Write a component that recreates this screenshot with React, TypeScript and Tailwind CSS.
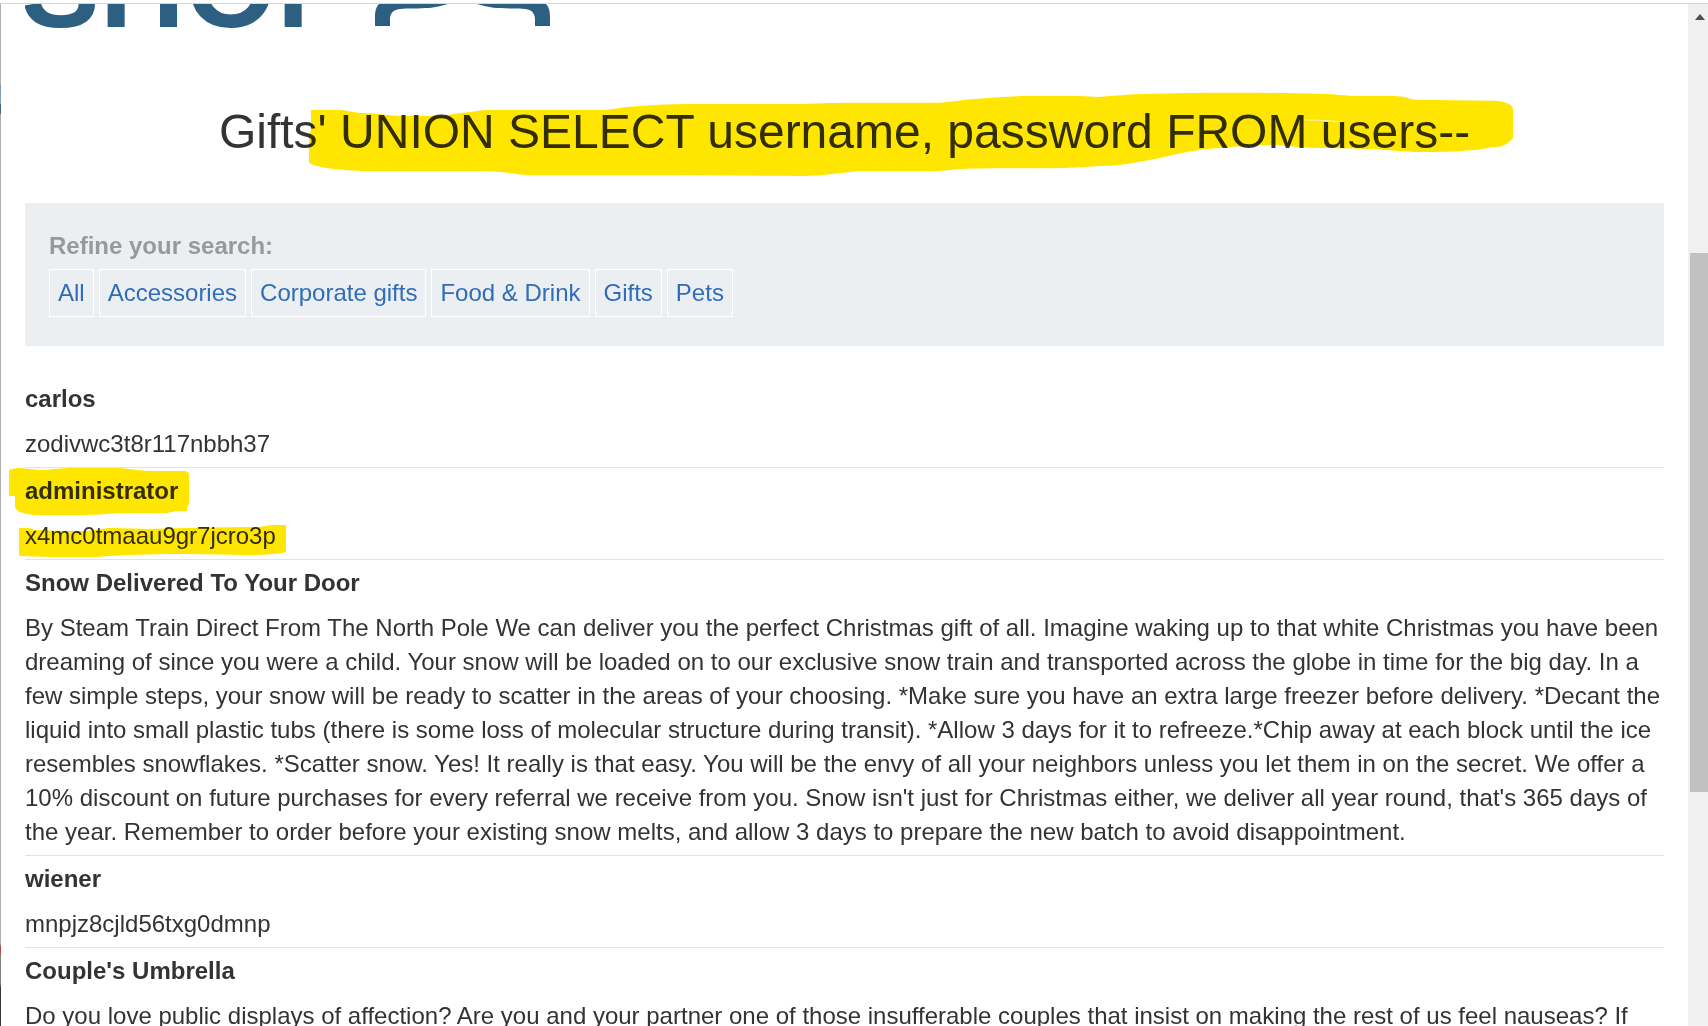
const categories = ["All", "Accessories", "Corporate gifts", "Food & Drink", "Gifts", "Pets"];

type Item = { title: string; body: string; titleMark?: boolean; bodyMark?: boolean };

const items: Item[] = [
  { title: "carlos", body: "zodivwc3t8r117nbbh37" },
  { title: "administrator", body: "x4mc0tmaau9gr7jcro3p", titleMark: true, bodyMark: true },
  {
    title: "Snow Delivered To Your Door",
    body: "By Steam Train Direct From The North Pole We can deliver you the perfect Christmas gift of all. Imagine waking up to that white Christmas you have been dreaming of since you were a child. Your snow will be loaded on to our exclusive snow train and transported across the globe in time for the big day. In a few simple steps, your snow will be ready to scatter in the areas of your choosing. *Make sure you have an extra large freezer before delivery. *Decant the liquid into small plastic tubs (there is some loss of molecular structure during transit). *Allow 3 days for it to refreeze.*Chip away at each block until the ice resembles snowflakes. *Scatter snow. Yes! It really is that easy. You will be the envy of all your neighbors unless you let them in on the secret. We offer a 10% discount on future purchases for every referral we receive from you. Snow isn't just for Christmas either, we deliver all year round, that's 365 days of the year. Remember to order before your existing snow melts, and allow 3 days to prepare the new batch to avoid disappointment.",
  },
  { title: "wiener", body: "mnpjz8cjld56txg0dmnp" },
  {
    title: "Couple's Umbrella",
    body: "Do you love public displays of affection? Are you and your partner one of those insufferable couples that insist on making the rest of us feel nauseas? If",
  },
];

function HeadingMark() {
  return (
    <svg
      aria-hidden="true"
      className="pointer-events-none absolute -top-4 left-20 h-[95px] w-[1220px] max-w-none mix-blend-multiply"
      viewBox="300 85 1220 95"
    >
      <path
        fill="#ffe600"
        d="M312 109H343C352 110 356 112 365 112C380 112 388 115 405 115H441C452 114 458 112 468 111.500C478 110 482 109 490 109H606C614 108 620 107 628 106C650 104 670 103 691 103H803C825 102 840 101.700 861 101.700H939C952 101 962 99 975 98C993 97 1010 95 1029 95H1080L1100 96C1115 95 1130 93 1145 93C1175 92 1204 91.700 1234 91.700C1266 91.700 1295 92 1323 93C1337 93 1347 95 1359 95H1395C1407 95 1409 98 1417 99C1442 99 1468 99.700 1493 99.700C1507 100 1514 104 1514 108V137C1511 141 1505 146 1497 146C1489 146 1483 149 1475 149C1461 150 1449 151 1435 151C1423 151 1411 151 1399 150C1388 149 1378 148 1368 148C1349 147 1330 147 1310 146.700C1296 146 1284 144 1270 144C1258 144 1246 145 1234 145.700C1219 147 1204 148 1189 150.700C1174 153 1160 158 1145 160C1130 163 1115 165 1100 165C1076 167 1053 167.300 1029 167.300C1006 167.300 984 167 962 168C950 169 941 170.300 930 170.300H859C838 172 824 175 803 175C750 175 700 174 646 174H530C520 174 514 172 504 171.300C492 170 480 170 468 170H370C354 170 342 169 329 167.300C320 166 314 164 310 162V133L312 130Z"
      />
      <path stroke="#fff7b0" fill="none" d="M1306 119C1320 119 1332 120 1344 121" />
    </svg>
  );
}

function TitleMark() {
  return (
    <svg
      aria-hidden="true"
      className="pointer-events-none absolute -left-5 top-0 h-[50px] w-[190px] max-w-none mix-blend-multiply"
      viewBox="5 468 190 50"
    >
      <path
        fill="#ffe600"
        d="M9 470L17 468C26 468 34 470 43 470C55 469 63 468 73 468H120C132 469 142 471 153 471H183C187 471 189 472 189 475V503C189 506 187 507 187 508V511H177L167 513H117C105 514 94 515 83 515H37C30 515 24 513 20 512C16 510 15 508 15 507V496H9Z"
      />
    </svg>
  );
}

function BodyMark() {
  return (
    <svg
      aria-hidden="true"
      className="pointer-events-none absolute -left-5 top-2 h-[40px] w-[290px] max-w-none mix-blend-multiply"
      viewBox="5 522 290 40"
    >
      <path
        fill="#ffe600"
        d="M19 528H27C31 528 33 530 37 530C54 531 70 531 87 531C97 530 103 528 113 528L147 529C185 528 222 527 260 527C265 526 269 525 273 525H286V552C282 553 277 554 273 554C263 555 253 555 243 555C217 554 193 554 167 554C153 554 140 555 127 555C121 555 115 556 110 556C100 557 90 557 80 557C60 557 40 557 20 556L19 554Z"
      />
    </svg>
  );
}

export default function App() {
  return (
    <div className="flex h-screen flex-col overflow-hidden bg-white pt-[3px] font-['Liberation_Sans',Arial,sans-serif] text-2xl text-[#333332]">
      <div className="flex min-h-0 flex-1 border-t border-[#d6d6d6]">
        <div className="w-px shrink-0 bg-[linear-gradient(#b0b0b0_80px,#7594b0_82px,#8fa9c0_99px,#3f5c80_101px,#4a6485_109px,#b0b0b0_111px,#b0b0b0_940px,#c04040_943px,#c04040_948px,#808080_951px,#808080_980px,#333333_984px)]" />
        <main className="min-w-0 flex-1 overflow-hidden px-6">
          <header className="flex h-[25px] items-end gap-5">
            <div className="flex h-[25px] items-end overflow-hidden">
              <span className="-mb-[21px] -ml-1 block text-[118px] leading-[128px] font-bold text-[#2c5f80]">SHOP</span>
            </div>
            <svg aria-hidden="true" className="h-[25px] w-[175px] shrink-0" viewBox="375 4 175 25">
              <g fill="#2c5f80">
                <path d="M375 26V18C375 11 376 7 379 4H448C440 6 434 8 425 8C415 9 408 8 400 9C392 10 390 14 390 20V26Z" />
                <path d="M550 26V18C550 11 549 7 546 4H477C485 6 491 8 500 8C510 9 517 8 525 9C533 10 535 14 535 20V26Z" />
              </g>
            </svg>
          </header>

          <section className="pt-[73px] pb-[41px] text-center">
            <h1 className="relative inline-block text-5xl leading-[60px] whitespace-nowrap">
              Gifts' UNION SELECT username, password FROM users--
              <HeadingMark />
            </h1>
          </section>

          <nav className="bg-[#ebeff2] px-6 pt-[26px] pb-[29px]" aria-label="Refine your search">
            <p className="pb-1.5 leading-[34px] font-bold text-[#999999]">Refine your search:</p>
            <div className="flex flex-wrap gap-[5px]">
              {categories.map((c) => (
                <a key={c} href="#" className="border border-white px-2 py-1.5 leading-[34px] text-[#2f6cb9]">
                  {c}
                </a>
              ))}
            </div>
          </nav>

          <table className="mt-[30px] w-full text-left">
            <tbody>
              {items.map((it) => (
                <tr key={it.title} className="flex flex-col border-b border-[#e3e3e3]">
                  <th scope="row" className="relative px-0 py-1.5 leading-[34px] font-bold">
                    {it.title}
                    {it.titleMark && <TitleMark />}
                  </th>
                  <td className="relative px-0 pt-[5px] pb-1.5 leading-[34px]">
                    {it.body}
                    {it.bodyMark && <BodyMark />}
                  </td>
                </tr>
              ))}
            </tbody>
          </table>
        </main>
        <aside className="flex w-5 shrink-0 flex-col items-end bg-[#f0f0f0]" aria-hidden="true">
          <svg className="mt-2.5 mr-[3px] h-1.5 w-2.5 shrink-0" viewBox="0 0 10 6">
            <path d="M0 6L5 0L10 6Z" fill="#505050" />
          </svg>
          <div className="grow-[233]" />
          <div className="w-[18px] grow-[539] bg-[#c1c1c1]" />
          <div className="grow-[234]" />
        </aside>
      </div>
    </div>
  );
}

**YOUR TASK**
Repeat exactly and only the lines from the start of the data above through the line that holds "string; body: string;", inclusive. Pictures do not belong in the copy.

**ANSWER TO THIS EXERCISE**
Write a component that recreates this screenshot with React, TypeScript and Tailwind CSS.
const categories = ["All", "Accessories", "Corporate gifts", "Food & Drink", "Gifts", "Pets"];

type Item = { title: string; body: string; titleMark?: boolean; bodyMark?: boolean };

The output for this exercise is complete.